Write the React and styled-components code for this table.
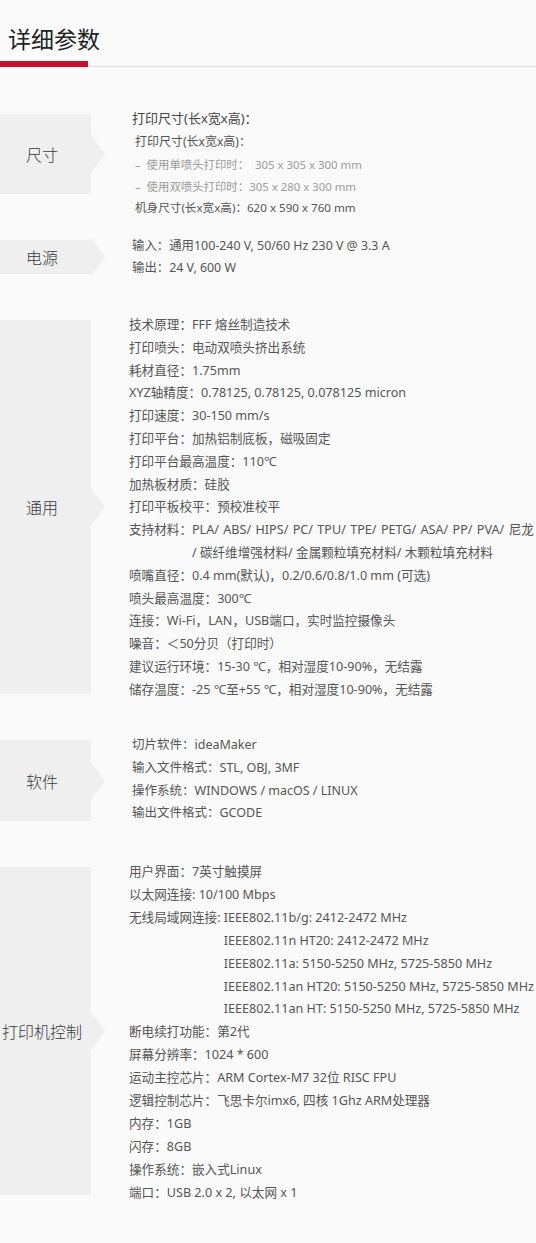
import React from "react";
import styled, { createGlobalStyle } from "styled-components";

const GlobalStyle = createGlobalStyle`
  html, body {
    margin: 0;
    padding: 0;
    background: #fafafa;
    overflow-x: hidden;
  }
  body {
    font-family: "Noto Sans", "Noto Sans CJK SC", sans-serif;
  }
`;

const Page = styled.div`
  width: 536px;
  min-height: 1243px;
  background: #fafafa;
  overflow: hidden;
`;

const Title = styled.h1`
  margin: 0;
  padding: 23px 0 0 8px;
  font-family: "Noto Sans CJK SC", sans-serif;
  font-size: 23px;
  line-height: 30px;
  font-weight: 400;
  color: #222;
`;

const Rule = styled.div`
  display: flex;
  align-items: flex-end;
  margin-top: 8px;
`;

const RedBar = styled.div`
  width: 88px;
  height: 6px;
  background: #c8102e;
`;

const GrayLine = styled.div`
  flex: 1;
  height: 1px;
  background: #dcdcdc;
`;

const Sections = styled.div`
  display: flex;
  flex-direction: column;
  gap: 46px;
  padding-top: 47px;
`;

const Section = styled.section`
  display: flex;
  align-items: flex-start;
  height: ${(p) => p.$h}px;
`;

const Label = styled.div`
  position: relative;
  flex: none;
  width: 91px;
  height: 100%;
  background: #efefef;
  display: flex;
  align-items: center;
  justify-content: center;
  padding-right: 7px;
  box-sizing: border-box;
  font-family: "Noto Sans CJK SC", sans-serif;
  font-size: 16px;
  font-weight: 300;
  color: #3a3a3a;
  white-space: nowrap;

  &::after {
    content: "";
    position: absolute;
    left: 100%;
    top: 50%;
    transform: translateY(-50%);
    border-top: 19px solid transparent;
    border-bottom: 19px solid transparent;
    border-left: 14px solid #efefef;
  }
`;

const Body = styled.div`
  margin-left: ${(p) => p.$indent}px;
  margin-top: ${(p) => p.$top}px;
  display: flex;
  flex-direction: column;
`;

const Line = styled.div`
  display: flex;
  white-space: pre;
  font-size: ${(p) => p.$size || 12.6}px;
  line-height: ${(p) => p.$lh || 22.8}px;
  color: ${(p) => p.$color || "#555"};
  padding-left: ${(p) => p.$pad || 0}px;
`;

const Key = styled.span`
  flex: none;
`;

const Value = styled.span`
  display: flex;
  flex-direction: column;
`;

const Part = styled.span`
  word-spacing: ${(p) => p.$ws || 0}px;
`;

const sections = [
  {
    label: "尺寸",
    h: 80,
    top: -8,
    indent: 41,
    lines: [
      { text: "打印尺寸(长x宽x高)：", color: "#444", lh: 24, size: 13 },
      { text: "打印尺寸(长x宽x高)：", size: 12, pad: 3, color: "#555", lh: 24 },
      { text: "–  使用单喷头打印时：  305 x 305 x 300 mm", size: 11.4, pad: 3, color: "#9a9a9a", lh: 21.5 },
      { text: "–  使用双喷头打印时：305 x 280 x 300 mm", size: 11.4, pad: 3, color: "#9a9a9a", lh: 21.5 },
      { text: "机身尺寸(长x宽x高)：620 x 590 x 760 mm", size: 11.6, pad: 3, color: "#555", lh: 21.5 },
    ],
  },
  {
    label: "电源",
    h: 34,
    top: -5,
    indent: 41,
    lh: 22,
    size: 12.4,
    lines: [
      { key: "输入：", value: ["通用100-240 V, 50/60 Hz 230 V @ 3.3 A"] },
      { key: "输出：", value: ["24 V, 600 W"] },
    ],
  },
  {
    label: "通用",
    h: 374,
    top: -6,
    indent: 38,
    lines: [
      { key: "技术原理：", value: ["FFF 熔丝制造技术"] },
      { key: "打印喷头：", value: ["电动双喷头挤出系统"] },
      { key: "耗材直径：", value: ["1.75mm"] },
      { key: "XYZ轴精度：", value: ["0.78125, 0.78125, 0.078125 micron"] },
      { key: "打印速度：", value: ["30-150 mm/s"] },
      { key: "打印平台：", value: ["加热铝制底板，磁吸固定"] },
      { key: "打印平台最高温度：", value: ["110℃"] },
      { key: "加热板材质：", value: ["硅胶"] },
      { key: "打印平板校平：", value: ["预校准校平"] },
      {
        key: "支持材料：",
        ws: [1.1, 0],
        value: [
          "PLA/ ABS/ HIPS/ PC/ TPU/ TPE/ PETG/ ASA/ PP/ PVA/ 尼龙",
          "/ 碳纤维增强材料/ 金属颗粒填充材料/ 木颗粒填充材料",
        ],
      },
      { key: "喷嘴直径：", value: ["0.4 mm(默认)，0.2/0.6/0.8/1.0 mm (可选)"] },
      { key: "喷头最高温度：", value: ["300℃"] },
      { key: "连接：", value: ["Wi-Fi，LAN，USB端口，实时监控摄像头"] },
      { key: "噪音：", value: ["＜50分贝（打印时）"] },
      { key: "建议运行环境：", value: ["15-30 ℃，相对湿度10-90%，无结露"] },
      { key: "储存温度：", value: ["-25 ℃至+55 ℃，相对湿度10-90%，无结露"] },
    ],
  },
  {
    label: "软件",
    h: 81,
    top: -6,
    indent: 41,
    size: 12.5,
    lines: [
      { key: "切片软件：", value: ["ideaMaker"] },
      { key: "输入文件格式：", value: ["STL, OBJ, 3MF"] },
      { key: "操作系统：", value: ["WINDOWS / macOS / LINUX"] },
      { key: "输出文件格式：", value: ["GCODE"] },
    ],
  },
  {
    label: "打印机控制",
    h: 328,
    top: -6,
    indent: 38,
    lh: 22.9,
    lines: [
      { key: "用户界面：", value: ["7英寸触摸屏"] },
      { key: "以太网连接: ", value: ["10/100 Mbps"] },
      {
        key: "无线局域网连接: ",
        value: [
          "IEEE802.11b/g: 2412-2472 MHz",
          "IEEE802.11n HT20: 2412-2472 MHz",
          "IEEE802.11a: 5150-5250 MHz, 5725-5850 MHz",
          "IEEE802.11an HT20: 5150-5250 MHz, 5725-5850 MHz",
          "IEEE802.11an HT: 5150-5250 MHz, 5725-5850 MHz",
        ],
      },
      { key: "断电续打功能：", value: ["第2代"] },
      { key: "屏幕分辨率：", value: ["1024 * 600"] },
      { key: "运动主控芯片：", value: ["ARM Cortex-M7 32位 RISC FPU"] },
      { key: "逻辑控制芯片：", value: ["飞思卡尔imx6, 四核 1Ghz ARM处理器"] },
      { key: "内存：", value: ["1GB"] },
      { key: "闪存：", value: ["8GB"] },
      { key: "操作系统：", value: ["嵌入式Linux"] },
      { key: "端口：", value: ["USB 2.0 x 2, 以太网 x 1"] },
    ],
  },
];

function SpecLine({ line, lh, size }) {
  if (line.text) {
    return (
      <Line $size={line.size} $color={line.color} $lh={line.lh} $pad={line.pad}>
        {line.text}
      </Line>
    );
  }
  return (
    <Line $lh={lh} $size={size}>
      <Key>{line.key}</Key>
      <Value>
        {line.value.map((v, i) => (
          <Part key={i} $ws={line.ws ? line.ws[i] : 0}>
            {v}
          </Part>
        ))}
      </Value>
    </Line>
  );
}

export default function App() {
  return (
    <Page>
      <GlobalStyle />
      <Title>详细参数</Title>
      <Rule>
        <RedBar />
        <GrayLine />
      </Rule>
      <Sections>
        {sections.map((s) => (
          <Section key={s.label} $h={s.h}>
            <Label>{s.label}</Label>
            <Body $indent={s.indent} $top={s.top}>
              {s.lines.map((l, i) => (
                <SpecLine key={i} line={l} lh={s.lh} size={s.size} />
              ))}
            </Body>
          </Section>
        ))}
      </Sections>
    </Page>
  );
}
+ + + + +
» **INSTRUCTIONS FOR THE TASK**: Keep every word of the data as it is when you write it out, but drop the pictures.

» **RESULT FOR THIS TASK**:
Write the React and styled-components code for this table.
import React from "react";
import styled, { createGlobalStyle } from "styled-components";

const GlobalStyle = createGlobalStyle`
  html, body {
    margin: 0;
    padding: 0;
    background: #fafafa;
    overflow-x: hidden;
  }
  body {
    font-family: "Noto Sans", "Noto Sans CJK SC", sans-serif;
  }
`;

const Page = styled.div`
  width: 536px;
  min-height: 1243px;
  background: #fafafa;
  overflow: hidden;
`;

const Title = styled.h1`
  margin: 0;
  padding: 23px 0 0 8px;
  font-family: "Noto Sans CJK SC", sans-serif;
  font-size: 23px;
  line-height: 30px;
  font-weight: 400;
  color: #222;
`;

const Rule = styled.div`
  display: flex;
  align-items: flex-end;
  margin-top: 8px;
`;

const RedBar = styled.div`
  width: 88px;
  height: 6px;
  background: #c8102e;
`;

const GrayLine = styled.div`
  flex: 1;
  height: 1px;
  background: #dcdcdc;
`;

const Sections = styled.div`
  display: flex;
  flex-direction: column;
  gap: 46px;
  padding-top: 47px;
`;

const Section = styled.section`
  display: flex;
  align-items: flex-start;
  height: ${(p) => p.$h}px;
`;

const Label = styled.div`
  position: relative;
  flex: none;
  width: 91px;
  height: 100%;
  background: #efefef;
  display: flex;
  align-items: center;
  justify-content: center;
  padding-right: 7px;
  box-sizing: border-box;
  font-family: "Noto Sans CJK SC", sans-serif;
  font-size: 16px;
  font-weight: 300;
  color: #3a3a3a;
  white-space: nowrap;

  &::after {
    content: "";
    position: absolute;
    left: 100%;
    top: 50%;
    transform: translateY(-50%);
    border-top: 19px solid transparent;
    border-bottom: 19px solid transparent;
    border-left: 14px solid #efefef;
  }
`;

const Body = styled.div`
  margin-left: ${(p) => p.$indent}px;
  margin-top: ${(p) => p.$top}px;
  display: flex;
  flex-direction: column;
`;

const Line = styled.div`
  display: flex;
  white-space: pre;
  font-size: ${(p) => p.$size || 12.6}px;
  line-height: ${(p) => p.$lh || 22.8}px;
  color: ${(p) => p.$color || "#555"};
  padding-left: ${(p) => p.$pad || 0}px;
`;

const Key = styled.span`
  flex: none;
`;

const Value = styled.span`
  display: flex;
  flex-direction: column;
`;

const Part = styled.span`
  word-spacing: ${(p) => p.$ws || 0}px;
`;

const sections = [
  {
    label: "尺寸",
    h: 80,
    top: -8,
    indent: 41,
    lines: [
      { text: "打印尺寸(长x宽x高)：", color: "#444", lh: 24, size: 13 },
      { text: "打印尺寸(长x宽x高)：", size: 12, pad: 3, color: "#555", lh: 24 },
      { text: "–  使用单喷头打印时：  305 x 305 x 300 mm", size: 11.4, pad: 3, color: "#9a9a9a", lh: 21.5 },
      { text: "–  使用双喷头打印时：305 x 280 x 300 mm", size: 11.4, pad: 3, color: "#9a9a9a", lh: 21.5 },
      { text: "机身尺寸(长x宽x高)：620 x 590 x 760 mm", size: 11.6, pad: 3, color: "#555", lh: 21.5 },
    ],
  },
  {
    label: "电源",
    h: 34,
    top: -5,
    indent: 41,
    lh: 22,
    size: 12.4,
    lines: [
      { key: "输入：", value: ["通用100-240 V, 50/60 Hz 230 V @ 3.3 A"] },
      { key: "输出：", value: ["24 V, 600 W"] },
    ],
  },
  {
    label: "通用",
    h: 374,
    top: -6,
    indent: 38,
    lines: [
      { key: "技术原理：", value: ["FFF 熔丝制造技术"] },
      { key: "打印喷头：", value: ["电动双喷头挤出系统"] },
      { key: "耗材直径：", value: ["1.75mm"] },
      { key: "XYZ轴精度：", value: ["0.78125, 0.78125, 0.078125 micron"] },
      { key: "打印速度：", value: ["30-150 mm/s"] },
      { key: "打印平台：", value: ["加热铝制底板，磁吸固定"] },
      { key: "打印平台最高温度：", value: ["110℃"] },
      { key: "加热板材质：", value: ["硅胶"] },
      { key: "打印平板校平：", value: ["预校准校平"] },
      {
        key: "支持材料：",
        ws: [1.1, 0],
        value: [
          "PLA/ ABS/ HIPS/ PC/ TPU/ TPE/ PETG/ ASA/ PP/ PVA/ 尼龙",
          "/ 碳纤维增强材料/ 金属颗粒填充材料/ 木颗粒填充材料",
        ],
      },
      { key: "喷嘴直径：", value: ["0.4 mm(默认)，0.2/0.6/0.8/1.0 mm (可选)"] },
      { key: "喷头最高温度：", value: ["300℃"] },
      { key: "连接：", value: ["Wi-Fi，LAN，USB端口，实时监控摄像头"] },
      { key: "噪音：", value: ["＜50分贝（打印时）"] },
      { key: "建议运行环境：", value: ["15-30 ℃，相对湿度10-90%，无结露"] },
      { key: "储存温度：", value: ["-25 ℃至+55 ℃，相对湿度10-90%，无结露"] },
    ],
  },
  {
    label: "软件",
    h: 81,
    top: -6,
    indent: 41,
    size: 12.5,
    lines: [
      { key: "切片软件：", value: ["ideaMaker"] },
      { key: "输入文件格式：", value: ["STL, OBJ, 3MF"] },
      { key: "操作系统：", value: ["WINDOWS / macOS / LINUX"] },
      { key: "输出文件格式：", value: ["GCODE"] },
    ],
  },
  {
    label: "打印机控制",
    h: 328,
    top: -6,
    indent: 38,
    lh: 22.9,
    lines: [
      { key: "用户界面：", value: ["7英寸触摸屏"] },
      { key: "以太网连接: ", value: ["10/100 Mbps"] },
      {
        key: "无线局域网连接: ",
        value: [
          "IEEE802.11b/g: 2412-2472 MHz",
          "IEEE802.11n HT20: 2412-2472 MHz",
          "IEEE802.11a: 5150-5250 MHz, 5725-5850 MHz",
          "IEEE802.11an HT20: 5150-5250 MHz, 5725-5850 MHz",
          "IEEE802.11an HT: 5150-5250 MHz, 5725-5850 MHz",
        ],
      },
      { key: "断电续打功能：", value: ["第2代"] },
      { key: "屏幕分辨率：", value: ["1024 * 600"] },
      { key: "运动主控芯片：", value: ["ARM Cortex-M7 32位 RISC FPU"] },
      { key: "逻辑控制芯片：", value: ["飞思卡尔imx6, 四核 1Ghz ARM处理器"] },
      { key: "内存：", value: ["1GB"] },
      { key: "闪存：", value: ["8GB"] },
      { key: "操作系统：", value: ["嵌入式Linux"] },
      { key: "端口：", value: ["USB 2.0 x 2, 以太网 x 1"] },
    ],
  },
];

function SpecLine({ line, lh, size }) {
  if (line.text) {
    return (
      <Line $size={line.size} $color={line.color} $lh={line.lh} $pad={line.pad}>
        {line.text}
      </Line>
    );
  }
  return (
    <Line $lh={lh} $size={size}>
      <Key>{line.key}</Key>
      <Value>
        {line.value.map((v, i) => (
          <Part key={i} $ws={line.ws ? line.ws[i] : 0}>
            {v}
          </Part>
        ))}
      </Value>
    </Line>
  );
}

export default function App() {
  return (
    <Page>
      <GlobalStyle />
      <Title>详细参数</Title>
      <Rule>
        <RedBar />
        <GrayLine />
      </Rule>
      <Sections>
        {sections.map((s) => (
          <Section key={s.label} $h={s.h}>
            <Label>{s.label}</Label>
            <Body $indent={s.indent} $top={s.top}>
              {s.lines.map((l, i) => (
                <SpecLine key={i} line={l} lh={s.lh} size={s.size} />
              ))}
            </Body>
          </Section>
        ))}
      </Sections>
    </Page>
  );
}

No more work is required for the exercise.